Thursday, September 12, 2013

Having their cake and eating it: Perverse incentives

A friend made an excellent point the other day, upon reading my post about Consumers Union's advocacy for warranties on orthopaedic devices.

"The thing about CU and the warranty struck me hard as a revelation. We in the health care field are brainwashed into thinking these normal business practices shouldn't apply to medicine, while embracing the idea that the money-making business ideas (like ROI) should apply. But basically it adds up to doctors, administrators, and equipment suppliers having their cake and eating it, too: Getting to apply the positives from business, while avoiding the negatives which apply in all other industries, like guarantees of your work."

The big costly examples are obvious:  An alliance among the three groups (doctors, administrators, and equipment suppliers) to install a surgical robot or a proton beam machine to gain market share, but take no responsibility for determining clinical efficacy or adverse impacts or overall inflation of medical costs.

But as my friend points out, the small, ongoing ones are equally obvious.  Orthopaedic devices that regularly fail after installation in human bodies, with no recourse to the suppliers, and no adverse consequences for the hospitals or doctors that have used them without insisting on warranties.  Ditto for minimally invasive surgical equipment, which is notorious for failing after normal cleaning and sterilization processes.

You would think that the payers--Medicare, Medicaid, and private insurers--would step in, but they are complicit or oblivious.  You would think that the group purchasing organizations would step in, but they, too, are complicit or oblivious.  Maybe they are motivated by the implicit or explicit kick-backs they get by favoring certain suppliers.


Anonymous said...

The very fact that until now, no one thought to ask for a warranty on a medical device, which would be normal practice elsewhere - and that the idea came from a consumer oriented group outside the industry - tells us how cowed we have all been by the magical, shaman-like aspects of medicine, into being grateful for a positive outcome but too forgiving of a negative one. This has applied not only to the public but to thought leaders within the industry.

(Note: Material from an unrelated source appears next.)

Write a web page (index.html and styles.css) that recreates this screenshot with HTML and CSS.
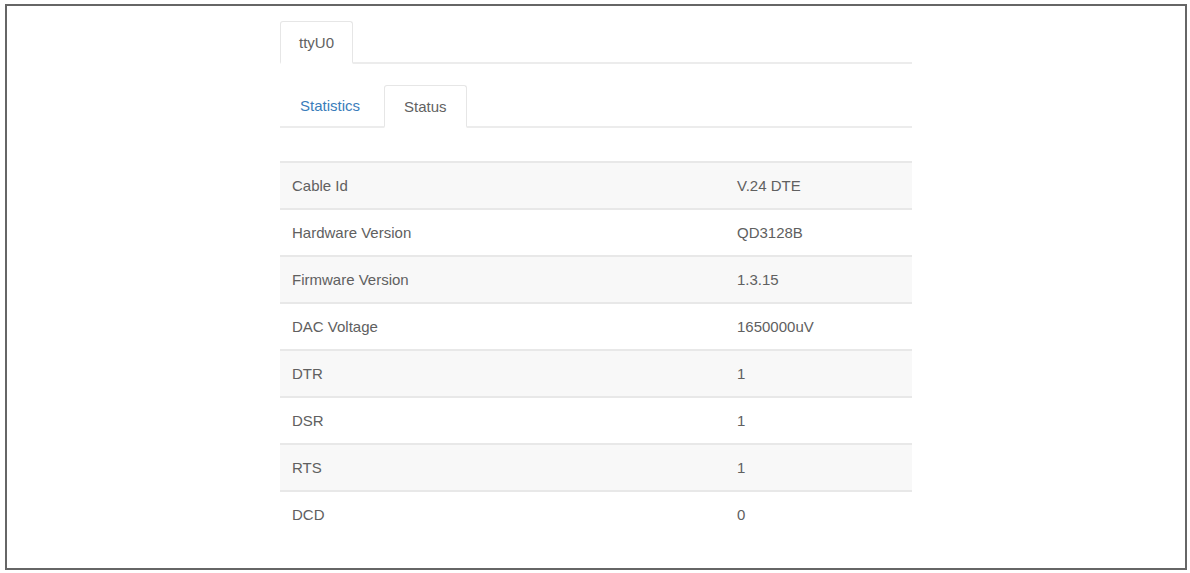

Many hospital processes and operations have been subjected to great internal scrutiny for how much money they will save or make for the hospital, while how harmful vs beneficial they are has been completely ignored. This would not happen in any other industry. Time to start making many, many more CU-type demands.

nonlocal MD

Joleen Chambers said...

Can we appeal also to the surgeons/hospitals who implant these devices? Please don't allow institutional risk management to stifle the voice of the harmed patient. The harmed patient is the 'canary in the coal mine' and trusted you with his/her life. Scientific inquiry into the origin of the harm and professional ongoing medical care for the harmed patient is essential. Without this commitment, you are merely an "installer". It is the preventable harm of patients that is so damning.

Anonymous said...

In a post of long ago, you described purchasing a robot for your previous employer. Can you describe the thought process that was involved at the many decision making levels?

Paul Levy said...

Here you go:

akhan13 said...

Glad for this post. I asked you before why you write so much about proton beam therapy, not because I didn't agree with you, but because the acceptance of modalities that are far from cost-effective is so pervasive that I found that particular selection to be curious. I have since done more research and found that PBT is among the worst offenders (as you have been telling us), but as you mention here, our entire sense of cost/value in healthcare is completely absent (or has not been enforced at all through our payors).

Anonymous said...

To answer one of the previous comments.... In any hospital, the purchase of the robot is influenced a little by marketers and administrators and mainly by MDs. In an environment where services may be commoditized MDs choose to bring to the table "something new" mainly to the advantage of their productivity (diversification) with significant moral adversity (I am not paying for the robot and if I don't do this someone else will). Doing so they lobby with their clout (I will bring my patients somewhere else) the purchase of the robot, that is the most useless piece of technology ever invented and the data prove it. More to say... who uses the robot? those who have had no training with other techniques and who would do the operation open at most without referring him/her to the expert. The robot has the fantastic advantage to minimize learning curve for minimally invasive surgery, as a matter of fact. On the contrary, expert surgeons do not find the need to use the robot as someone claims that he/she may be even faster than the robot itself. The company, Intuitive, has recently only attracted as cosmetic testimonials only very skilled but unknown private practice surgeons, as most of so called "academics" (data driven) are still reluctant to use it. The last marketing idea of the company is to state that robotic surgery is better than open when compared to traditional laparoscopy. The responsibilities of the different constituencies are therefore fascinating.... An in the middle, lies the administrator without medical background that trust bona fide the MD.